I thought it was great, I thought the pacing was excellent, I thought the story was great, if this type of film could be rolled out of the studio every summer, my ass would be in the seat and my money in their hands every summer.
And here's the kicker: I'm not even an Iron Man fan or anything. I read him in a handful of Avengers comics during the early 80s, had an origin re-cap issue (detailing how he and Rhodey met in the jungles of Vietnam), and had perhaps a second IM issue with a fight against the Living Laser or something...but that's really it. I never followed Stark or his exploits and wasn't all that crazy about his character until I checked out The Ultimates series a couple years back. But even then, Cap America steals the show. I don't know...maybe it's 'cause Stark is a Republican? Nah. But the point is: when reading Aberrant (a supers RPG from White Wolf that I loved) and they said, "No, for better or worse, in Aberrant your character is NOT Iron Man" ('cause basically everyone's a mutant)...well, it wasn't disappointing to me.
The Iron Man films have turned me into a huge fan of the guy.
And it's not Robert Downey Jr. performance that's done it. RDJ is a brilliant actor, has been for years, and one whose work I admire immensely. But just look at the caliber of actors in these films! Jeff Bridges? Gwyneth Paltrow? Mickey Roarke? Sam Jackson? Terrence Howard? Don Cheadle? ALL of these folks have been nominated or have outright won Academy Awards! What the hell are they doing playing bit parts in a blue-screen superhero movie?!
And when I watch the film, I can't help but see these artists (for that's what professional actors who've been around the block really are) pouring their craft into these handful of lines, these slim moments of screen time they get...all of 'em doing their best to do their best for the film...it breaks my heart that there isn't more for 'em. That the movie's not four hours or that an Iron Man 3 isn't being released next week in some sort of throw-back to the days of serial cinema. All of this in aid of an action film centered around...let's face it...a handful of CGI characters and action scenes. And it's still great.

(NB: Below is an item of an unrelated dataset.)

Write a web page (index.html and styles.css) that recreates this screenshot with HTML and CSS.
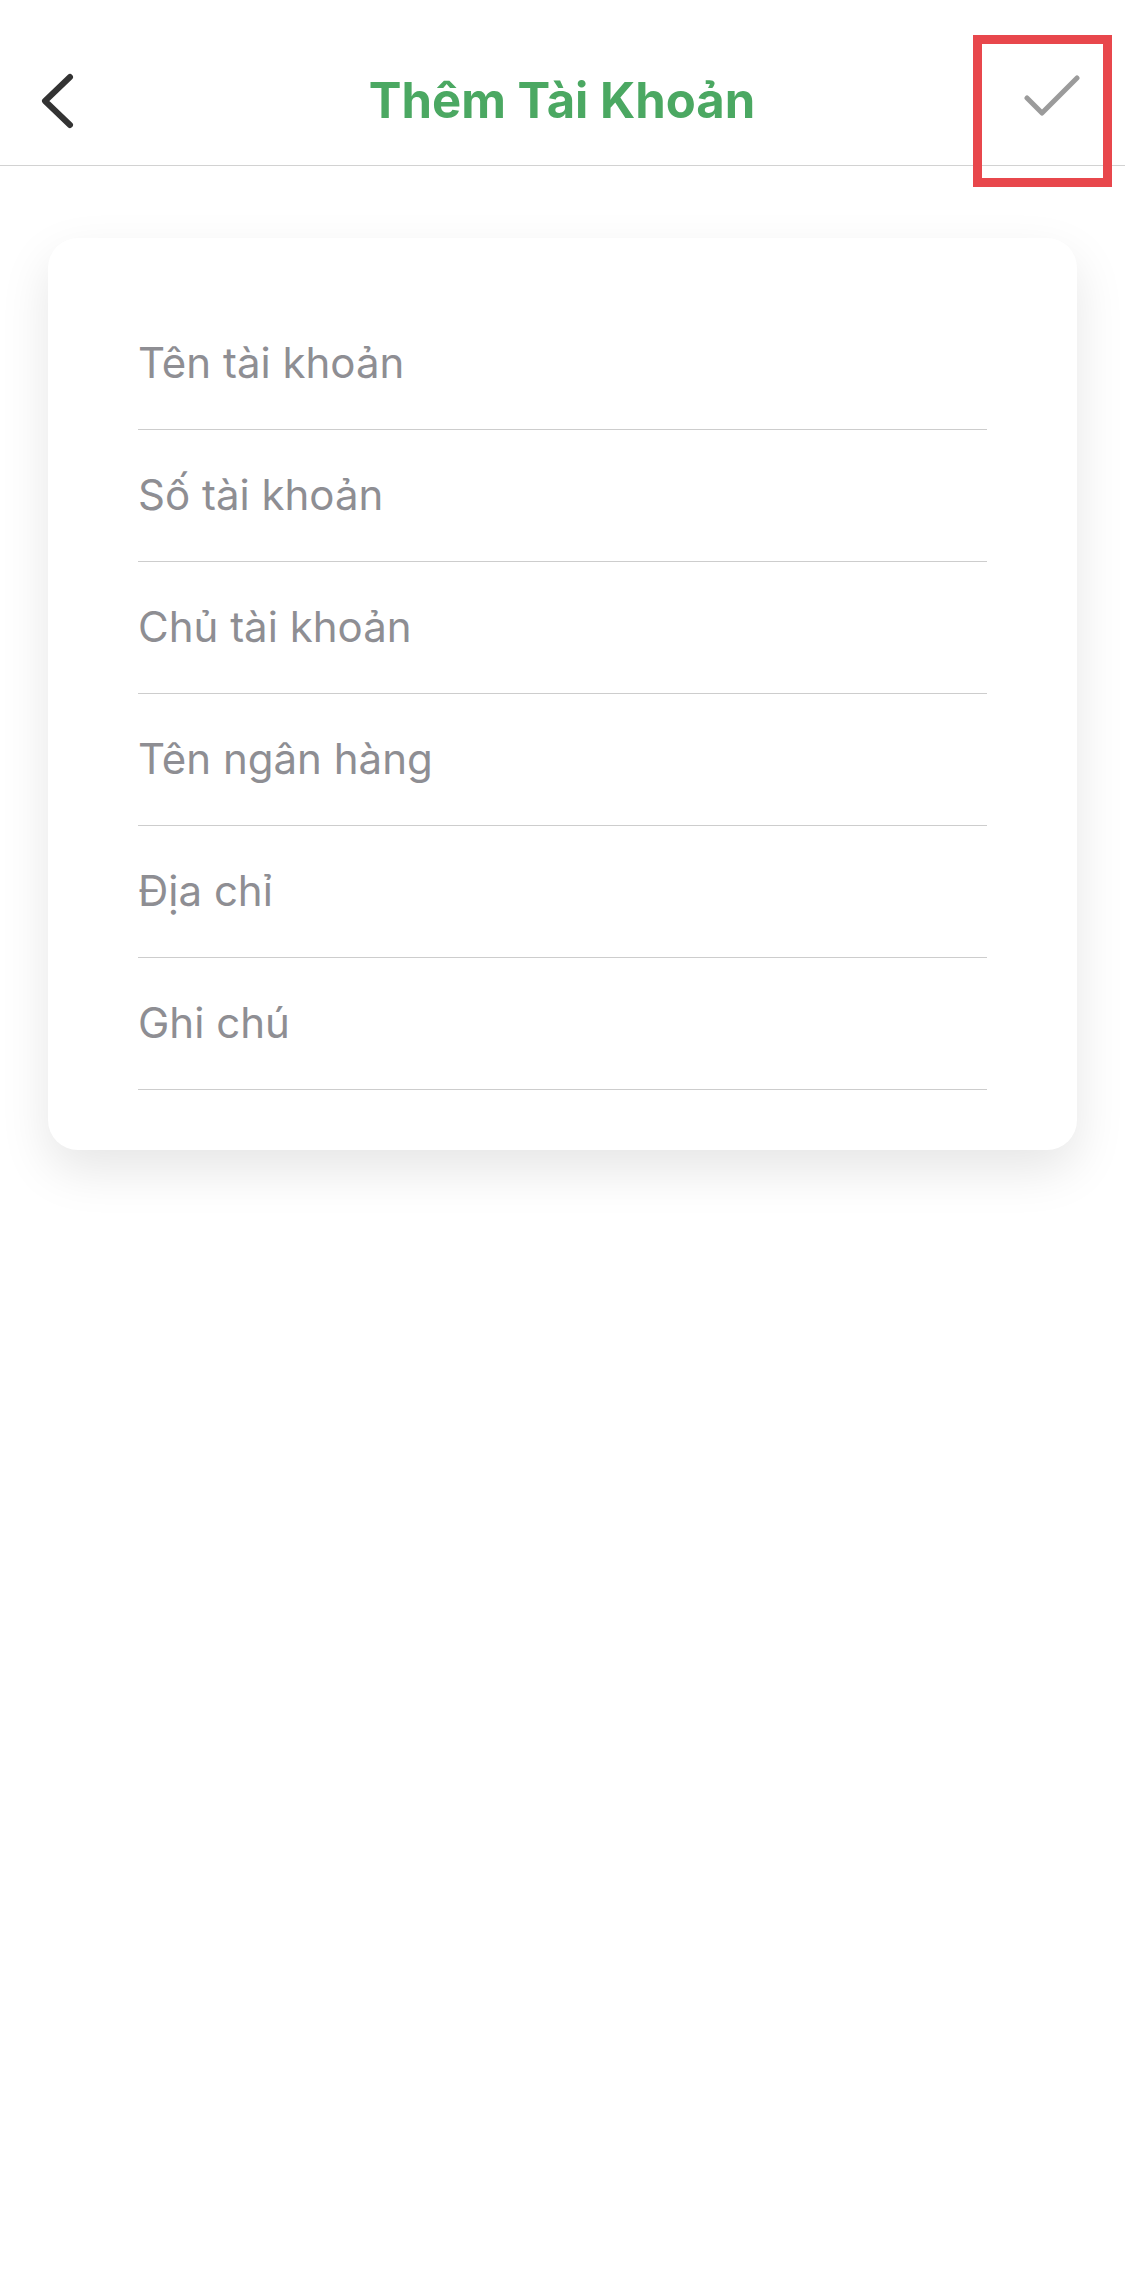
FILE: index.html
```html
<!DOCTYPE html>
<html lang="vi">
<head>
<meta charset="utf-8">
<title>Thêm Tài Khoản</title>
<link rel="stylesheet" href="styles.css">
</head>
<body>
<header class="nav">
  <button class="nav-btn back" aria-label="Quay lại">
    <svg width="40" height="60" viewBox="0 0 40 60"><path d="M32 6 L7 30 L32 54" fill="none" stroke="#333333" stroke-width="6" stroke-linecap="round" stroke-linejoin="round"/></svg>
  </button>
  <h1 class="nav-title">Thêm Tài Khoản</h1>
  <button class="nav-btn done" aria-label="Xong">
    <svg width="64" height="52" viewBox="0 0 64 52"><path d="M5 23 L20 38 L55 3" fill="none" stroke="#9b9b9b" stroke-width="5" stroke-linecap="round" stroke-linejoin="round"/></svg>
  </button>
  <div class="highlight"></div>
</header>
<main class="content">
  <section class="card">
    <div class="field"><span class="placeholder">Tên tài khoản</span></div>
    <div class="field"><span class="placeholder">Số tài khoản</span></div>
    <div class="field"><span class="placeholder">Chủ tài khoản</span></div>
    <div class="field"><span class="placeholder">Tên ngân hàng</span></div>
    <div class="field"><span class="placeholder">Địa chỉ</span></div>
    <div class="field"><span class="placeholder">Ghi chú</span></div>
  </section>
</main>
</body>
</html>
```

FILE: styles.css
```css
* { box-sizing: border-box; }
html, body {
  margin: 0;
  padding: 0;
  background: #ffffff;
  font-family: "Inter", "Roboto", "Noto Sans", sans-serif;
}
body {
  min-height: 2269px;
}
.nav {
  position: relative;
  height: 166px;
  border-bottom: 1px solid #d2d2d2;
  display: flex;
  align-items: center;
  justify-content: space-between;
  padding: 36px 39px 0 38px;
}
.nav-btn {
  background: none;
  border: 0;
  padding: 0;
  display: flex;
  align-items: center;
  width: 90px;
  height: 80px;
}
.back { justify-content: flex-start; }
.done { justify-content: flex-end; }
.nav-title {
  margin: 0;
  font-size: 49px;
  font-weight: 700;
  color: #4ba862;
  letter-spacing: 0;
}
.highlight {
  position: absolute;
  left: 973px;
  top: 35px;
  width: 139px;
  height: 152px;
  border: 9px solid #e8474c;
}
.content {
  padding: 72px 48px 120px 48px;
}
.card {
  background: #ffffff;
  border-radius: 30px;
  box-shadow: 0 20px 50px rgba(0, 0, 0, 0.1);
  padding: 60px 90px 60px 90px;
}
.field {
  height: 132px;
  border-bottom: 1px solid #cdcdcd;
  display: flex;
  align-items: center;
  padding-bottom: 3px;
}
.placeholder {
  font-size: 42px;
  color: #8e8e93;
  font-weight: 400;
}
```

That's on the director, folks. That's Jon Favreau making an excellent movie.
Classic Marvel comics are a mess. Worlds and characters - hero, villain, and bit-part - have been blown up and recycled and re-imaged and re-tread more times than anyONE can probably keep track of...whether you're Stan Lee or some comic buff with a photographic memory that's collected every issue of every series for the last 50 years. Favreau has enough fan-boy (or smarts) in him to keep the story pretty true to its roots, while updating it for today AND making a movie that can be equally enjoyed by kids and adults. And it IS a good film...it's not a totally commercial piece of garbage. It's not a schill for a particular political agenda (not in my opinion, anyway). It's not (I don't think) an action film trying to win any Oscars as I'm pretty sure Scott and Crowe are attempting with Robin Hood.
It's just a damn good translation of comic to film. And while I wince at the prospect of a Thor or Captain America movie...because these characters are soooo non-real life/non-21st century that I can't possibly think how they can be translated to screen...maybe, just maybe there's hope if Favreau can be involved in the Avengers film. Just make sure you get the same writers.

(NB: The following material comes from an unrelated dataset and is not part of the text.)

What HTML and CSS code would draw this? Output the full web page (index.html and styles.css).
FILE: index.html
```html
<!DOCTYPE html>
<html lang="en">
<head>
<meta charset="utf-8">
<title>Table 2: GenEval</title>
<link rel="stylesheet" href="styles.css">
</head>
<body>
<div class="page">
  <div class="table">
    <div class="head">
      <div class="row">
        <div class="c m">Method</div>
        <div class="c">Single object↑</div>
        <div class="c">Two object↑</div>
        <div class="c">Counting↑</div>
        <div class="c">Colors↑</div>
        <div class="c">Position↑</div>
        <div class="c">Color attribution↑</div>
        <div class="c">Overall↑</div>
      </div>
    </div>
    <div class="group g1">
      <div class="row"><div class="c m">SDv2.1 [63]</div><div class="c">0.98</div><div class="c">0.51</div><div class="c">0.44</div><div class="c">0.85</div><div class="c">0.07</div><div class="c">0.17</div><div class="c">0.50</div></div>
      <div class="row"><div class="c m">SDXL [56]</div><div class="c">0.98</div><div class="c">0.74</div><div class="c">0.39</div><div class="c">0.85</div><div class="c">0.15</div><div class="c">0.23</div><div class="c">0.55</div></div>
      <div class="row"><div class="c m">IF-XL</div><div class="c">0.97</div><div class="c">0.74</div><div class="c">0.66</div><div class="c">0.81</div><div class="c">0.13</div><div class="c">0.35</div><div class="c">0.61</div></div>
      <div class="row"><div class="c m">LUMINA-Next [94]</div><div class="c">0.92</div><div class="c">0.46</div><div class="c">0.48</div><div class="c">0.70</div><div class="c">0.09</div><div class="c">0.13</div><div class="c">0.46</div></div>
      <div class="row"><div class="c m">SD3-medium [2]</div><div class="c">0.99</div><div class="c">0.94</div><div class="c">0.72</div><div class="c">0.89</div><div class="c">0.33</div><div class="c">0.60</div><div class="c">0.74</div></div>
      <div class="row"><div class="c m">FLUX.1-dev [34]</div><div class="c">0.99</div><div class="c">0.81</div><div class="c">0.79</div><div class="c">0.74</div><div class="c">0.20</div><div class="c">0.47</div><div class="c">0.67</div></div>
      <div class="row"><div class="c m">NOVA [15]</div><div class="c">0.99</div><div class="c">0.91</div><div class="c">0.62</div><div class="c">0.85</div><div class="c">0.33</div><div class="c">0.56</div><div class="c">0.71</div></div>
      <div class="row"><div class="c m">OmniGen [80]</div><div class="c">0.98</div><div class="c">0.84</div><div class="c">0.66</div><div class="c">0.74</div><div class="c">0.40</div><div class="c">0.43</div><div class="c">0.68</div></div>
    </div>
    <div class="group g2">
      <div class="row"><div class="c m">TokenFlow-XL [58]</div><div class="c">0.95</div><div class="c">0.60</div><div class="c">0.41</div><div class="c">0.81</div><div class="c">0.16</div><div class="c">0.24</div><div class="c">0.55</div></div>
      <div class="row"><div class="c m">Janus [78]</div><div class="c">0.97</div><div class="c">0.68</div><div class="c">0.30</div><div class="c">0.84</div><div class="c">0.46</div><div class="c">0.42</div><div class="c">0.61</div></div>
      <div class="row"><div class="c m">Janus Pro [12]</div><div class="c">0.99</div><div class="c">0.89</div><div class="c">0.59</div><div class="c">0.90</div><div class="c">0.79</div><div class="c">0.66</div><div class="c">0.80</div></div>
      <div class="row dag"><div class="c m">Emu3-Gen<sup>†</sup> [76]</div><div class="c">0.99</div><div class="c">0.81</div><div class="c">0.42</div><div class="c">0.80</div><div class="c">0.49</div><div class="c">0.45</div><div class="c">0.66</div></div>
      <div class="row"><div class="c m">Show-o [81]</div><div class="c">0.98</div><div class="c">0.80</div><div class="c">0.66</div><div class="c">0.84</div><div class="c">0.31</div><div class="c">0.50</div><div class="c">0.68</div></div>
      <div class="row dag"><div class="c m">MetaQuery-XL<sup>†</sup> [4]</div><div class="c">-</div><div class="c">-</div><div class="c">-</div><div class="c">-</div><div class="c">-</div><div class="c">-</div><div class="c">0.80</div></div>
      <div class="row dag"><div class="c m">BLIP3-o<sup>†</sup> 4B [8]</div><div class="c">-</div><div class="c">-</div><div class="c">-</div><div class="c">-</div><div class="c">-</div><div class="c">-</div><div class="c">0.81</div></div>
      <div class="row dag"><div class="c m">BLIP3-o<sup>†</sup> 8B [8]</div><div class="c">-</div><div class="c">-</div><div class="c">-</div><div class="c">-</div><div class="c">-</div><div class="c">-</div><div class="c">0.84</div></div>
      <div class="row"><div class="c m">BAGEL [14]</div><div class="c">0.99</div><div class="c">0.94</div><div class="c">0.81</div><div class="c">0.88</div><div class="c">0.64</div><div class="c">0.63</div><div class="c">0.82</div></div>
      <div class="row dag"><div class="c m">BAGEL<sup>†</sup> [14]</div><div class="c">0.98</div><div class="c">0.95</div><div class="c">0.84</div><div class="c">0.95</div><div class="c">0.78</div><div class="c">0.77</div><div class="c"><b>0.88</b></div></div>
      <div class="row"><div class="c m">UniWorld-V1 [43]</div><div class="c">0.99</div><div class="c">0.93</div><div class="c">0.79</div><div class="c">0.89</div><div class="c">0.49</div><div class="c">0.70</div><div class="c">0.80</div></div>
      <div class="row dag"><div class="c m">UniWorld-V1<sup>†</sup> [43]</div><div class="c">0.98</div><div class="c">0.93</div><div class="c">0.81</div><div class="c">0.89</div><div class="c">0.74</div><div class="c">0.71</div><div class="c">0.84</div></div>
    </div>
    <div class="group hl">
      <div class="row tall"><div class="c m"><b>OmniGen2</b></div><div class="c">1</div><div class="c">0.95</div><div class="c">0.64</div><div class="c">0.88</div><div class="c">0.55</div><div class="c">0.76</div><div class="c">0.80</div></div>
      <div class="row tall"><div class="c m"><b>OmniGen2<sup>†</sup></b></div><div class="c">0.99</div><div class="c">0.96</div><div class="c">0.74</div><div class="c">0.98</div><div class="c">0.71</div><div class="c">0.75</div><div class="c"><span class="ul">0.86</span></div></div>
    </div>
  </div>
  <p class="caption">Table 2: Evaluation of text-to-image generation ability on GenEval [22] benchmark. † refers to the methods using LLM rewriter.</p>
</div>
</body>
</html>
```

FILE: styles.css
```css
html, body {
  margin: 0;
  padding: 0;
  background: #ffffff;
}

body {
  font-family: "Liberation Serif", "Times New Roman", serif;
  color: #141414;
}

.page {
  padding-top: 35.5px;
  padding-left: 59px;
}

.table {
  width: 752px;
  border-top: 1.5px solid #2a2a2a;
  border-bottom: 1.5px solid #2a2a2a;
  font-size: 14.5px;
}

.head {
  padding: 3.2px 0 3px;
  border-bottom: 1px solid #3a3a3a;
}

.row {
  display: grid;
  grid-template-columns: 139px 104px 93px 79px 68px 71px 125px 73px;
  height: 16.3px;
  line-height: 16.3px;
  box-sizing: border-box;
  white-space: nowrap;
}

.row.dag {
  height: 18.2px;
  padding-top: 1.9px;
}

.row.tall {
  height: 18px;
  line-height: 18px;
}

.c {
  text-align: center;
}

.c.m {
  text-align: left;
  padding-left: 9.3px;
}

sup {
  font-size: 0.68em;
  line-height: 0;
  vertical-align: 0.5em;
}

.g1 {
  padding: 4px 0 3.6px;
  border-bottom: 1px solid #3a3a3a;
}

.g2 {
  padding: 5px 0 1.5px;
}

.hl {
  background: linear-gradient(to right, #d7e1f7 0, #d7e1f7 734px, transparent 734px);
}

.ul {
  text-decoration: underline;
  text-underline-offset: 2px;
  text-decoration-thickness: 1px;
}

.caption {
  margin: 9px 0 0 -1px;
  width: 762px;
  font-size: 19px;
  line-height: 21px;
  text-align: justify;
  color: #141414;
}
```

I actually checked the ol' wikipedia on Favreau, as I figured "this guy must be pretty close to my age." Turns out he's actually older...by about 7 years (that's a whole generation removed in RPG terms). However, the article led me to this interesting article in the L.A. Times (from May 2008):
Some filmmakers get their start making shaky home movies, others catch the bug in a high school drama class or maybe through an art institute where they put paint to canvas. Favreau has more of an eight-sided education.
"It was Dungeons & Dragons, but I wouldn't have owned up so quickly a few years ago," Favreau said sheepishly.

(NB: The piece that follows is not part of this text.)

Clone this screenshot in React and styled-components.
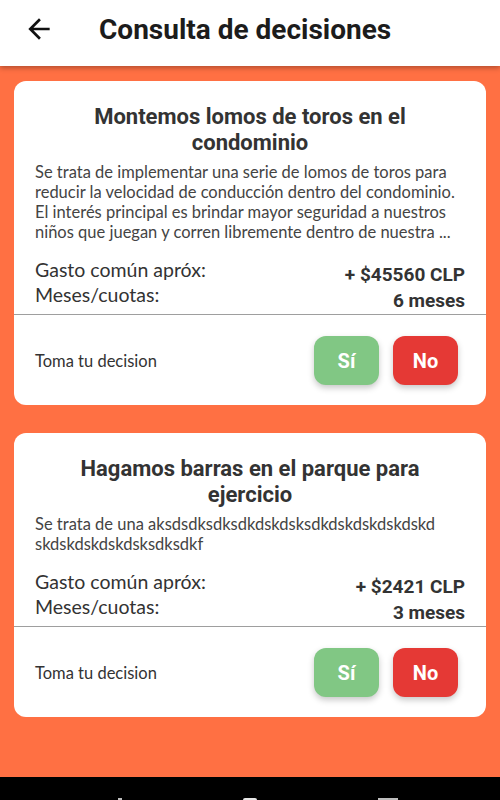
import styled, { createGlobalStyle } from "styled-components"

const Global = createGlobalStyle`
    html, body {
        margin: 0;
        padding: 0;
        background: #ff7043;
    }
    * {
        box-sizing: border-box;
    }
`

const Screen = styled.div`
    width: 500px;
    height: 800px;
    display: flex;
    flex-direction: column;
    background: #ff7043;
    overflow: hidden;
`

const Header = styled.header`
    height: 66px;
    flex-shrink: 0;
    background: #ffffff;
    display: flex;
    align-items: center;
    padding: 0 0 0 23px;
    gap: 44px;
    box-shadow: 0 2px 5px rgba(0, 0, 0, 0.3);
    position: relative;
    z-index: 1;
`

const BackButton = styled.button`
    background: none;
    border: none;
    padding: 0;
    width: 32px;
    height: 32px;
    display: flex;
    align-items: center;
    justify-content: center;
    color: #111;
    margin-top: -8px;
`

const Title = styled.h1`
    margin: 0;
    margin-top: -8px;
    font-family: Roboto, "Liberation Sans", sans-serif;
    font-weight: 700;
    font-size: 28px;
    color: #1c1c1c;
`

const List = styled.main`
    flex: 1;
    display: flex;
    flex-direction: column;
    gap: 28px;
    padding: 15px 14px;
`

const Card = styled.section`
    background: #ffffff;
    border-radius: 12px;
    overflow: hidden;
`

const Body = styled.div`
    padding: 23px 21px 0 21px;
`

const CardTitle = styled.h2`
    margin: 0 0 6px 0;
    padding: 0 34px;
    text-align: center;
    font-family: Roboto, "Liberation Sans", sans-serif;
    font-weight: 700;
    font-size: 22px;
    line-height: 26px;
    color: #333333;
`

const Description = styled.p`
    margin: 0 0 15px 0;
    font-family: Lato, "Liberation Sans", sans-serif;
    font-size: 16.5px;
    line-height: 20px;
    color: #444444;
`

const Detail = styled.div`
    display: grid;
    grid-template-columns: 1fr auto;
`

const Labels = styled.div`
    display: flex;
    flex-direction: column;
    font-family: Lato, "Liberation Sans", sans-serif;
    font-size: 19.5px;
    line-height: 25px;
    color: #333333;
`

const Values = styled.div`
    display: flex;
    flex-direction: column;
    align-items: flex-end;
    padding-top: 5px;
    font-family: Roboto, "Liberation Sans", sans-serif;
    font-weight: 700;
    font-size: 19px;
    line-height: 26px;
    color: #333333;
`

const Footer = styled.div`
    border-top: 1px solid #9e9e9e;
    display: flex;
    align-items: center;
    justify-content: space-between;
    padding: 21px 28px 20px 21px;
`

const Prompt = styled.span`
    font-family: Lato, "Liberation Sans", sans-serif;
    font-size: 16.5px;
    color: #333333;
`

const Buttons = styled.div`
    display: flex;
    gap: 14px;
`

const Vote = styled.button`
    width: 65px;
    height: 49px;
    border: none;
    border-radius: 12px;
    background: ${p => p.$yes ? "#81c784" : "#e53935"};
    color: #ffffff;
    font-family: Roboto, "Liberation Sans", sans-serif;
    font-weight: 700;
    font-size: 20px;
    box-shadow: 0 3px 6px rgba(0, 0, 0, 0.22);
`

const NavBar = styled.div`
    height: 23px;
    flex-shrink: 0;
    background: #000000;
    position: relative;
`

const NavMark = styled.span`
    position: absolute;
    bottom: 0;
    left: ${p => p.$x}px;
    width: ${p => p.$w}px;
    height: 2px;
    border-radius: ${p => p.$round ? "7px 7px 0 0" : "0"};
    background: ${p => p.$light ? "#e6e6e6" : "#bdbdbd"};
`

const decisiones = [
    {
        titulo: "Montemos lomos de toros en el condominio",
        texto: "Se trata de implementar una serie de lomos de toros para reducir la velocidad de conducción dentro del condominio. El interés principal es brindar mayor seguridad a nuestros niños que juegan y corren libremente dentro de nuestra ...",
        gasto: "+ $45560 CLP",
        meses: "6 meses",
    },
    {
        titulo: "Hagamos barras en el parque para ejercicio",
        texto: "Se trata de una aksdsdksdksdkdskdsksdkdskdskdskdskd skdskdskdskdsksdksdkf",
        gasto: "+ $2421 CLP",
        meses: "3 meses",
    },
]

export default function App() {
    return (
        <Screen>
            <Global />
            <Header>
                <BackButton aria-label="volver">
                    <svg width="32" height="32" viewBox="0 0 24 24">
                        <path d="M20 11H7.83l5.59-5.59L12 4l-8 8 8 8 1.41-1.41L7.83 13H20v-2z" fill="currentColor" />
                    </svg>
                </BackButton>
                <Title>Consulta de decisiones</Title>
            </Header>
            <List>
                {decisiones.map(d => (
                    <Card key={d.titulo}>
                        <Body>
                            <CardTitle>{d.titulo}</CardTitle>
                            <Description>{d.texto}</Description>
                            <Detail>
                                <Labels>
                                    <span>Gasto común apróx:</span>
                                    <span>Meses/cuotas:</span>
                                </Labels>
                                <Values>
                                    <span>{d.gasto}</span>
                                    <span>{d.meses}</span>
                                </Values>
                            </Detail>
                        </Body>
                        <Footer>
                            <Prompt>Toma tu decision</Prompt>
                            <Buttons>
                                <Vote $yes>Sí</Vote>
                                <Vote>No</Vote>
                            </Buttons>
                        </Footer>
                    </Card>
                ))}
            </List>
            <NavBar>
                <NavMark $x={118} $w={4} />
                <NavMark $x={243} $w={14} $round $light />
                <NavMark $x={378} $w={20} />
            </NavBar>
        </Screen>
    )
}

"It's rough. It's one of the few groups that even comic-book fans look down on. But it gave me a really strong background in imagination, storytelling, understanding how to create tone and a sense of balance. You're creating this modular, mythic environment where people can play in it."
Nice. See? Role-playing need NOT be simple escapism only for itself. Sometimes it's a gateway to other creative endeavors and "arenas of adventure;" like film-making.
All right, that's enough gushing. I was going to say something about how, once again, Palladium's Heroes Unlimited is a near-perfect vehicle for my taste in superheroes, as everything in that film can be fairly well-mimicked by HU. But perhaps that's a post for another time.